We use the right_shift() function to shift all bits towards the right by a specified number of bits.

As we can see from the image above,

• We have a 4-digit number. When we perform a 1-bit right shift operation on it, each bit is shifted to the right by 1 bit.
• As a result, the right-most bit is discarded, while the left-most bit remains vacant.

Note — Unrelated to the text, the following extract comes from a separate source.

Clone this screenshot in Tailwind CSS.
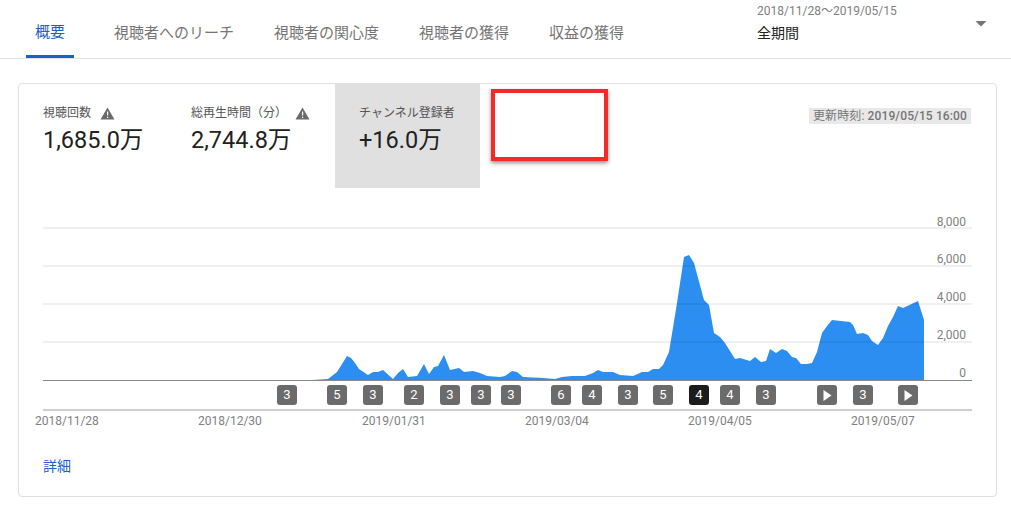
<!DOCTYPE html>
<html lang="ja">
<head>
<meta charset="utf-8">
<script src="https://cdn.jsdelivr.net/npm/@tailwindcss/browser@4"></script>
</head>
<body class="bg-white font-['Roboto','Noto_Sans_CJK_JP',sans-serif] w-[1011px] h-[508px] overflow-hidden">
<header class="relative flex h-[59px] border-b border-[#e0e0e0] pl-[26px] text-[15px] text-[#757575]">
  <nav class="flex gap-[40px]">
    <a class="flex items-center h-[58px] pt-[9px] px-[9px] border-b-[3px] border-[#1f5fc4] text-[#1f5fc4]">概要</a>
    <a class="flex items-center h-[58px] pt-[9px]">視聴者へのリーチ</a>
    <a class="flex items-center h-[58px] pt-[9px]">視聴者の関心度</a>
    <a class="flex items-center h-[58px] pt-[9px]">視聴者の獲得</a>
    <a class="flex items-center h-[58px] pt-[9px]">収益の獲得</a>
  </nav>
  <div class="ml-[133px] flex w-[231px] justify-between pt-[3px]">
    <div class="flex flex-col">
      <span class="text-[12px] leading-[16px] text-[#808080]">2018/11/28〜2019/05/15</span>
      <span class="mt-[4px] text-[14px] leading-[20px] text-[#212121]">全期間</span>
    </div>
    <svg class="mt-[18px] mr-[1px]" width="12" height="6" viewBox="0 0 12 6"><path d="M0.500 0H11.500L6 5.500Z" fill="#757575"/></svg>
  </div>
</header>
<main class="pt-[24px] pl-[18px] pr-[14px]">
  <section class="relative h-[414px] rounded-[4px] border border-[#e0e0e0]">
    <div class="relative flex h-[104px]">
      <div class="w-[148px] pl-[24px] pt-[20px]">
        <div class="flex items-center text-[12px] leading-[18px] text-[#555]">視聴回数
          <svg class="ml-[9px]" width="15" height="13" viewBox="0 0 15 13"><path d="M7.500 0.500L14.500 12.500H0.500Z" fill="#6a6a6a"/><path d="M7 4.500h1.200v4H7zM7 9.700h1.200v1.300H7z" fill="#fff"/></svg>
        </div>
        <div class="mt-[1px] text-[23.5px] leading-[34px] text-[#212121]">1,685.0万</div>
      </div>
      <div class="w-[168px] pl-[24px] pt-[20px]">
        <div class="flex items-center text-[12px] leading-[18px] text-[#555]">総再生時間（分）
          <svg class="ml-[8px]" width="15" height="13" viewBox="0 0 15 13"><path d="M7.500 0.500L14.500 12.500H0.500Z" fill="#6a6a6a"/><path d="M7 4.500h1.200v4H7zM7 9.700h1.200v1.300H7z" fill="#fff"/></svg>
        </div>
        <div class="mt-[1px] text-[23.5px] leading-[34px] text-[#212121]">2,744.8万</div>
      </div>
      <div class="w-[145px] bg-[#e0e0e0] pl-[24px] pt-[20px]">
        <div class="text-[12px] leading-[18px] text-[#555]">チャンネル登録者</div>
        <div class="mt-[1px] text-[23.5px] leading-[34px] text-[#212121]">+16.0万</div>
      </div>
      <div class="ml-auto mr-[25px] mt-[24px] h-[16px] bg-[#e8e8e8] px-[4px] text-[12px] leading-[16px] text-[#757575] whitespace-nowrap tracking-[0.13px]">更新時刻: <span class="font-medium">2019/05/15 16:00</span></div>
      <div class="absolute left-[472px] top-[5px] h-[72px] w-[117px] border-[4px] border-[#f32a2a] bg-white shadow-[0_2px_4px_rgba(0,0,0,0.45)]"></div>
    </div>
    <div class="relative h-[247px]">
      <svg class="absolute inset-0" width="977" height="247" viewBox="19 188 977 247">
        <path fill="#2b8ef0" d="M312 380L328 379L337 372L347 356L351 358L355 363L359 369L368 375L373 372L378 372L383 370L393 379L398 373L403 369L408 377L417 376L424 364L429 374L434 367L438 366L444 355L450 370L459 368L464 372L473 371L480 373L487 376L500 377L505 376L512 371L517 372L523 377L543 378L555 379L562 377L572 376L585 376L593 373L598 370L603 372L613 372L620 375L633 376L642 372L648 372L653 369L659 369L663 365L669 352L677 303L684 257L689 255L694 263L704 300L709 305L714 333L720 337L725 343L735 359L740 358L750 361L755 357L761 362L766 361L770 349L776 353L782 349L787 351L792 357L796 358L801 364L807 364L812 363L817 352L822 333L827 326L832 320L850 322L853 325L857 334L863 333L868 335L872 341L878 345L883 338L888 326L893 317L898 306L903 308L918 301L924 320L924 380Z"/>
        <g stroke="#000" stroke-opacity="0.08" stroke-width="1.500">
          <path d="M43 228H972M43 266H972M43 304H972M43 342H972"/>
        </g>
        <path d="M43 380.500H972" stroke="#8a8a8a" stroke-width="1"/>
        <path d="M43 410H972" stroke="#cfcfcf" stroke-width="2"/>
      </svg>
      <div class="text-[12px] leading-[14px] text-[#808080]">
        <span class="absolute right-[30px] top-[27px]">8,000</span>
        <span class="absolute right-[30px] top-[64px]">6,000</span>
        <span class="absolute right-[30px] top-[102px]">4,000</span>
        <span class="absolute right-[30px] top-[140px]">2,000</span>
        <span class="absolute right-[30px] top-[178px]">0</span>
        <span class="absolute left-[16px] top-[226px]">2018/11/28</span>
        <span class="absolute left-[179px] top-[226px]">2018/12/30</span>
        <span class="absolute left-[343px] top-[226px]">2019/01/31</span>
        <span class="absolute left-[506px] top-[226px]">2019/03/04</span>
        <span class="absolute left-[669px] top-[226px]">2019/04/05</span>
        <span class="absolute left-[832px] top-[226px]">2019/05/07</span>
      </div>
      <div class="text-[13px] text-white">
        <span class="absolute left-[258px] top-[197px] flex h-[20px] w-[20px] items-center justify-center rounded-[3px] bg-[#6b6b6b]">3</span>
        <span class="absolute left-[308px] top-[197px] flex h-[20px] w-[20px] items-center justify-center rounded-[3px] bg-[#6b6b6b]">5</span>
        <span class="absolute left-[344px] top-[197px] flex h-[20px] w-[20px] items-center justify-center rounded-[3px] bg-[#6b6b6b]">3</span>
        <span class="absolute left-[385px] top-[197px] flex h-[20px] w-[20px] items-center justify-center rounded-[3px] bg-[#6b6b6b]">2</span>
        <span class="absolute left-[421px] top-[197px] flex h-[20px] w-[20px] items-center justify-center rounded-[3px] bg-[#6b6b6b]">3</span>
        <span class="absolute left-[452px] top-[197px] flex h-[20px] w-[20px] items-center justify-center rounded-[3px] bg-[#6b6b6b]">3</span>
        <span class="absolute left-[482px] top-[197px] flex h-[20px] w-[20px] items-center justify-center rounded-[3px] bg-[#6b6b6b]">3</span>
        <span class="absolute left-[532px] top-[197px] flex h-[20px] w-[20px] items-center justify-center rounded-[3px] bg-[#6b6b6b]">6</span>
        <span class="absolute left-[563px] top-[197px] flex h-[20px] w-[20px] items-center justify-center rounded-[3px] bg-[#6b6b6b]">4</span>
        <span class="absolute left-[599px] top-[197px] flex h-[20px] w-[20px] items-center justify-center rounded-[3px] bg-[#6b6b6b]">3</span>
        <span class="absolute left-[634px] top-[197px] flex h-[20px] w-[20px] items-center justify-center rounded-[3px] bg-[#6b6b6b]">5</span>
        <span class="absolute left-[670px] top-[197px] flex h-[20px] w-[20px] items-center justify-center rounded-[3px] bg-[#1c1c1c]">4</span>
        <span class="absolute left-[701px] top-[197px] flex h-[20px] w-[20px] items-center justify-center rounded-[3px] bg-[#6b6b6b]">4</span>
        <span class="absolute left-[737px] top-[197px] flex h-[20px] w-[20px] items-center justify-center rounded-[3px] bg-[#6b6b6b]">3</span>
        <span class="absolute left-[798px] top-[197px] flex h-[20px] w-[20px] items-center justify-center rounded-[3px] bg-[#6b6b6b]"><svg width="9" height="11" viewBox="0 0 9 11"><path d="M0.500 0L8.500 5.500L0.500 11Z" fill="#fff"/></svg></span>
        <span class="absolute left-[834px] top-[197px] flex h-[20px] w-[20px] items-center justify-center rounded-[3px] bg-[#6b6b6b]">3</span>
        <span class="absolute left-[879px] top-[197px] flex h-[20px] w-[20px] items-center justify-center rounded-[3px] bg-[#6b6b6b]"><svg width="9" height="11" viewBox="0 0 9 11"><path d="M0.500 0L8.500 5.500L0.500 11Z" fill="#fff"/></svg></span>
      </div>
    </div>
    <div class="pl-[24px] pt-[21px] text-[14px] leading-[20px] text-[#1f5fc4]">詳細</div>
  </section>
</main>
</body>
</html>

This vacancy is replaced by 0 for unsigned numbers.
• For signed numbers, the sign bit (0 for positive number, 1 for negative number) is used to fill the vacated bit positions.

Note: Signed integers represent both positive and negative integers while an unsigned integer only represents positive integers.

Example: NumPy Right Shift Operation

import numpy as np
 
int1 = 4
 
# perform right shift operation   
result = np.right_shift(int1,2)

print (result)  # Output: 1

int2 = -4
 
# perform right shift operation   
result = np.right_shift(int2,2)

print (result)  # Output: -1

In this example, we are performing 2 bits right shift operations on values 4 and -4.

As we can see the result is different for 4 and -4. This is because 4 is an unsigned integer so the vacancy is filled with 0 and -4 is a negative signed number so vacancy is filled with 1.

Example: Bitwise Left Shift Operation on an Array

import numpy as np

# create two arrays
array1 = np.array([4, -4, 10, -11])
bit_shift = np.array([2, 2, 3, 3])

# perform bitwise right shift operation
result = np.right_shift(array1, bit_shift)

print("array1: ", array1)
print("Result of bitwise right shift operation: ", result)

Output

array1:  [  4  -4  10 -11]
Result of bitwise right shift operation:  [ 1 -1  1 -2]

Here, np.right_shoft(array1, bit_shift) performs a bitwise right shift operation on the elements of the array1 array.